Эринии были оскорблены таким приговором – триада древних матрилинейных богинь, обладавших огромной властью, оказалась побежденной молодой богиней, явно расположенной к мужчинам, которая к тому же не испытала материнства и даже никогда не была ребенком. Они грозили Афинам всевозможными проклятиями и карами, но Афина лестью и подкупом уговорила их побыть гостьями города. Она сказала, что у них сохраняется власть, что афиняне станут и впредь воздавать им почести и что эриниям придется по вкусу уютная темная пещера, в которой она предлагает им поселиться.

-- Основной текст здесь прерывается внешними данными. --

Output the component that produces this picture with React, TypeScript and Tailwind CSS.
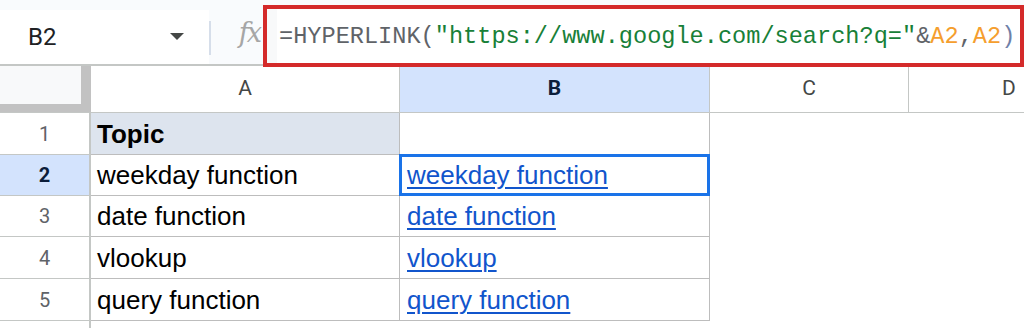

Эринии получили новое имя – Евмениды, или Благодетельницы. В пьесе они из отвратительных, неприглядных, вонючих полуженщин-полуживотных с клыками, кожистыми крыльями и красными налитыми кровью глазами превратились в грациозных, величественных богинь – такую метаморфозу мы встречаем в женских журналах, где рекламируется эффект какого-нибудь косметического средства… Избавившись у дантиста от ужасных клыков и умело скрыв под одеждой уродливые крылья, бывшие богини мести отправились в свое новое уютное святилище. Эти богини примитивного прошлого постепенно уходили из поля зрения, хотя, как указывала Афина, месть по принципу «око за око» искоренить до конца было невозможно, поскольку Справедливость нужно насаждать с помощью Страха. Утвердился суд обычного права, который представлялся более просвещенным и цивилизованным и согласно которому платой за ущерб может быть не только кровь. Таким образом удалось прервать бесконечную череду убийств, освящаемых кровной местью.

«…Я из граждан выберу достойнейших, – говорит Афина о суде, который намеревалась учредить, – чтоб здесь творили суд, присягу памятуя и закон храня»[2]2
  Перевод С. Апта.


[Закрыть]
. В «Евменидах» похвален и сам подход, и разделившиеся голоса судей. И хотя древнее чувство справедливости должно лежать в основе любой правовой системы, это не означает, что каждая правовая система обязательно справедлива. В классических Афинах надеяться на справедливое решение и пользоваться всеми свободами могли только граждане Афин мужского пола. Понятие гражданства на рабов и женщин не распространялось, а законы по отношению к ним были достаточно суровы.

Несмотря на это и на тот факт, что тысячелетия женщины не допускались в суд в качестве судей, защитников, членов коллегии присяжных, а в некоторых случаях даже в качестве заслуживающих доверия свидетелей, аллегорическая фигура Юстиции оставалась женской. Она до сих пор стоит перед залами судебных заседаний с весами в руках – единственная наследница многочисленных богинь, также владевших весами.

До сих пор речь шла не только о принципе справедливости, без которого система заимствования денег и их предоставления в кредит не может существовать, и не только о женских воплощениях справедливости – Маат, Фемиде, Астрее, Юстиции и воздающей по заслугам двуликой даме из сказки Чарльза Кингсли, но и об истории весов, этого инструмента, который служит справедливости, позволяя сравнить различные предметы и деяния. В загробном царстве Древнего Египта вес сердца сравнивался с такими понятиями, как справедливость и истина, которые включали в себя весь миропорядок. В христианской системе архангел Михаил на одну сторону весов кладет душу, а на другую – деяния человека. А теперь, возвращаясь к банковской книжке, которую я завела еще ребенком, напомню: расходуемые суммы записывались красным слева (на одной чаше весов), приходуемые – черным справа (на второй чаше весов), а итоговая цифра называлась «остатком», или «балансом». Древние египтяне на весах сравнивали моральные «плюсы» и «минусы». То же делал и архангел Михаил, однако банковский баланс имеет дело только с цифрами, хотя считается безнравственным делать большие долги (записывать слишком большую цифру в красной зоне), поскольку ни вам, ни другим от этого хорошо быть не может.